ILevel’s David Kassel and Chris Deo.

ILevel’s David Kassel and Chris Deo.

1. Plot out your display. Before picking up a hammer, plot out what’s going to go where.

2. Trust your instincts. “I’d say 90% of the time, we just go by what looks good,” David says. This is especially true when hanging art in any space affected by furnishings and architectural elements such as mantels or archways. For these, have someone hold the piece while you look at it from seated and standing positions. It’s common to hang art too high, which makes a piece look as if it’s floating around on its lonesome. When it doubt, hang low, so that the artwork relates more closely to the furniture or the architecture.

3. Use a measuring tape. This is essential, especially when hanging in what David calls “gallerylike spaces”—hallways, stairways, alcoves, or anywhere else not dominated by furniture or strong architectural elements. For these areas, hang pieces so that the bottom is 58″–60″ from the floor. If you’re hanging one artwork on top of the other in such a space, make 58″–60″ the midpoint between the two; then give two inches of separation between the edges of the frames.

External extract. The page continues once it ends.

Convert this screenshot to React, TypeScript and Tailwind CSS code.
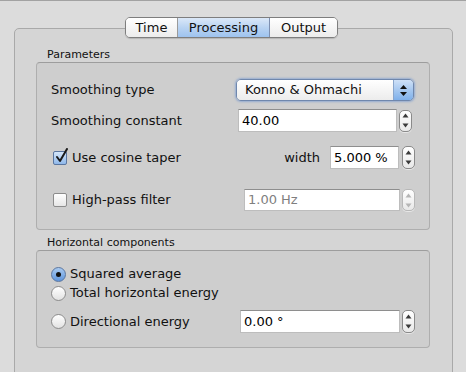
import React from "react";

const font = { fontFamily: '"DejaVu Sans", "Liberation Sans", sans-serif' };

function Stepper({ disabled = false, h = 22 }: { disabled?: boolean; h?: number }) {
  const c = disabled ? "#b5b5b5" : "#3a3a3a";
  return (
    <div
      className={`w-[13px] rounded-[5px] border ${disabled ? "border-[#b8b8b8]" : "border-[#8a8a8a]"} bg-gradient-to-b from-[#ffffff] to-[#e8e8e8] flex flex-col items-center justify-center gap-[5px] shadow-[0_1px_0_rgba(255,255,255,0.5)]`}
      style={{ height: h }}
    >
      <svg width="7" height="5" viewBox="0 0 7 5"><path d="M3.5 0.5 L6.5 4.5 L0.5 4.5 Z" fill={c} /></svg>
      <svg width="7" height="5" viewBox="0 0 7 5"><path d="M0.5 0.5 L6.5 0.5 L3.5 4.5 Z" fill={c} /></svg>
    </div>
  );
}

function Field({ w, h = 23, value, disabled = false }: { w: number; h?: number; value: string; disabled?: boolean }) {
  return (
    <div
      className={`bg-white border border-[#bdbdbd] border-t-[#8e8e8e] flex items-center pl-[3px] text-[13px] ${disabled ? "text-[#7f7f7f]" : "text-black"}`}
      style={{ width: w, height: h }}
    >
      {value}
    </div>
  );
}

function Checkbox({ checked }: { checked: boolean }) {
  return (
    <div
      className={`relative w-[14px] h-[14px] rounded-[2px] border ${checked ? "border-[#5a76a0] bg-gradient-to-b from-[#d4e6fa] to-[#8fb8ea]" : "border-[#8c8c8c] bg-gradient-to-b from-[#ffffff] to-[#e6e6e6]"}`}
    >
      {checked && (
        <svg className="absolute left-[1px] top-[-4px]" width="14" height="16" viewBox="0 0 14 16">
          <path d="M2 9 L5 13 L12 1" stroke="#1a1a1a" strokeWidth="2" fill="none" strokeLinecap="round" strokeLinejoin="round" />
        </svg>
      )}
    </div>
  );
}

function Radio({ checked }: { checked: boolean }) {
  return (
    <div
      className={`w-[15px] h-[15px] rounded-full border flex items-center justify-center ${checked ? "border-[#5a76a0] bg-gradient-to-b from-[#a9caf0] to-[#5f95dc]" : "border-[#8c8c8c] bg-gradient-to-b from-[#ffffff] to-[#e2e2e2]"}`}
    >
      {checked && <div className="w-[5px] h-[5px] rounded-full bg-[#111]" />}
    </div>
  );
}

export default function App() {
  return (
    <div
      className="w-[466px] h-[372px] overflow-hidden bg-[#dcdcdc] border-t border-[#a2a2a2] text-[#111]"
      style={font}
    >
      <div className="pt-[16px] pl-[14px] pr-[13px]">
        {/* Tabs */}
        <div className="relative z-10 flex pl-[111px]">
          <div className="flex h-[21px] rounded-[5px] border border-[#7e7e7e] overflow-hidden text-[13px] shadow-[0_1px_1px_rgba(0,0,0,0.15)]">
            <div className="w-[52px] flex items-center justify-center bg-gradient-to-b from-[#ffffff] to-[#ececec] border-r border-[#9a9a9a]">
              Time
            </div>
            <div className="w-[92px] flex items-center justify-center bg-gradient-to-b from-[#dbe8f8] via-[#b9d3f2] to-[#9ec3ef] border-r border-[#7d8fb0]">
              Processing
            </div>
            <div className="w-[67px] flex items-center justify-center bg-gradient-to-b from-[#ffffff] to-[#ececec]">
              Output
            </div>
          </div>
        </div>
        {/* Tab box */}
        <div className="-mt-[10px] h-[400px] rounded-t-[5px] border border-[#a9a9a9] bg-[#d5d5d5] pt-[19px] pl-[21px] pr-[22px]">
          <div className="text-[11px] pl-[11px] h-[14px] leading-[14px]">Parameters</div>
          {/* Group 1 */}
          <div className="rounded-[4px] border border-[#aeaeae] border-t-[#9d9d9d] bg-[#cecece] pl-[14px] pt-[16px] pb-[18px]">
            <div className="flex items-center h-[22px]">
              <span className="text-[13px]">Smoothing type</span>
              <div className="ml-auto mr-[15px] w-[178px] h-[22px] rounded-[5px] border border-[#6f87ad] flex overflow-hidden shadow-[0_0_2px_1px_rgba(80,130,210,0.45)]">
                <div className="flex-1 bg-gradient-to-b from-[#ffffff] to-[#ececec] flex items-center pl-[8px] text-[13px]">
                  Konno &amp; Ohmachi
                </div>
                <div className="w-[20px] bg-gradient-to-b from-[#cfe1f7] via-[#a6c8f0] to-[#7fb0ea] border-l border-[#8aa6cc] flex flex-col items-center justify-center gap-[3px]">
                  <svg width="7" height="4" viewBox="0 0 7 4"><path d="M3.5 0 L7 4 L0 4 Z" fill="#111" /></svg>
                  <svg width="7" height="4" viewBox="0 0 7 4"><path d="M0 0 L7 0 L3.5 4 Z" fill="#111" /></svg>
                </div>
              </div>
            </div>
            <div className="flex items-center h-[23px] mt-[8px]">
              <span className="text-[13px]">Smoothing constant</span>
              <div className="ml-auto mr-[17px] flex items-center gap-[2px]">
                <Field w={159} value="40.00" />
                <Stepper h={22} />
              </div>
            </div>
            <div className="flex items-center h-[23px] mt-[14px]">
              <div className="ml-[2px]"><Checkbox checked /></div>
              <span className="text-[13px] ml-[5px]">Use cosine taper</span>
              <div className="ml-auto mr-[14px] flex items-center">
                <span className="text-[13px] mr-[10px]">width</span>
                <Field w={69} value="5.000 %" />
                <div className="ml-[3px]"><Stepper h={23} /></div>
              </div>
            </div>
            <div className="flex items-center h-[22px] mt-[20px]">
              <div className="ml-[2px]"><Checkbox checked={false} /></div>
              <span className="text-[13px] ml-[5px]">High-pass filter</span>
              <div className="ml-auto mr-[14px] flex items-center gap-[2px]">
                <Field w={156} h={22} value="1.00 Hz" disabled />
                <Stepper h={22} disabled />
              </div>
            </div>
          </div>
          <div className="text-[11px] pl-[11px] h-[14px] leading-[14px] mt-[6px]">Horizontal components</div>
          {/* Group 2 */}
          <div className="rounded-[4px] border border-[#aeaeae] border-t-[#9d9d9d] bg-[#cecece] pl-[14px] pt-[14px] pb-[14px]">
            <div className="flex items-center h-[18px]">
              <Radio checked />
              <span className="text-[13px] ml-[4px]">Squared average</span>
            </div>
            <div className="flex items-center h-[20px]">
              <Radio checked={false} />
              <span className="text-[13px] ml-[4px]">Total horizontal energy</span>
            </div>
            <div className="flex items-center h-[23px] mt-[7px]">
              <Radio checked={false} />
              <span className="text-[13px] ml-[4px]">Directional energy</span>
              <div className="ml-auto mr-[14px] flex items-center gap-[2px]">
                <Field w={160} value="0.00 °" />
                <Stepper h={23} />
              </div>
            </div>
          </div>
        </div>
      </div>
    </div>
  );
}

4. Embrace irregularity. An art grouping might flow like a cloud or loosely from a top-heavy triangle, or it might fall into a gridlike pattern. Lay out your art on the floor beneath the wall first and play around. To translate the pieces to the wall, measure the full height and width of each, and then mark off those outermost points on the wall using painter’s tape. From there, start hanging. Remember, imperfection is more than okay; even if the golden number for spacing between works is two inches, there’s no need to be too rigid.

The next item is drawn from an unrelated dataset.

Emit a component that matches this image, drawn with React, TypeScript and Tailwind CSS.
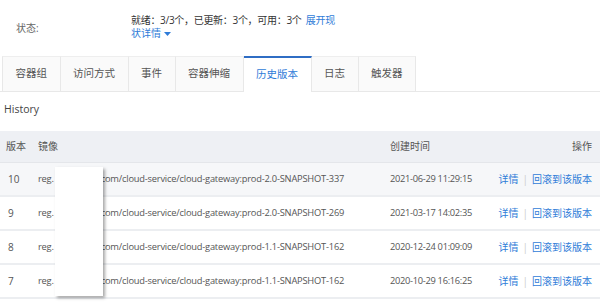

5. Don’t line everything up. “Often people are tempted to line a piece up with the middle of a molding or the height of a nearby mantel or sofa,” David says. This ends up feeling monotonous—instead, they take pains to give each artwork its own horizon line, keeping the entire room dynamic.

6. Use the images to create focus. Some images have an ability to direct attention, even create a mood. For example, if you’re hanging a group of works that includes a side-facing portrait, position the portrait so that it’s looking into the group, rather than away from it. Or if the same portrait is near a window, position it to the side of the window where it will be facing into the room, not gazing out the window. Similarly, darker pieces carry more visual weight, so ILevel positions them higher in a group so that all the focus doesn’t clump at the bottom.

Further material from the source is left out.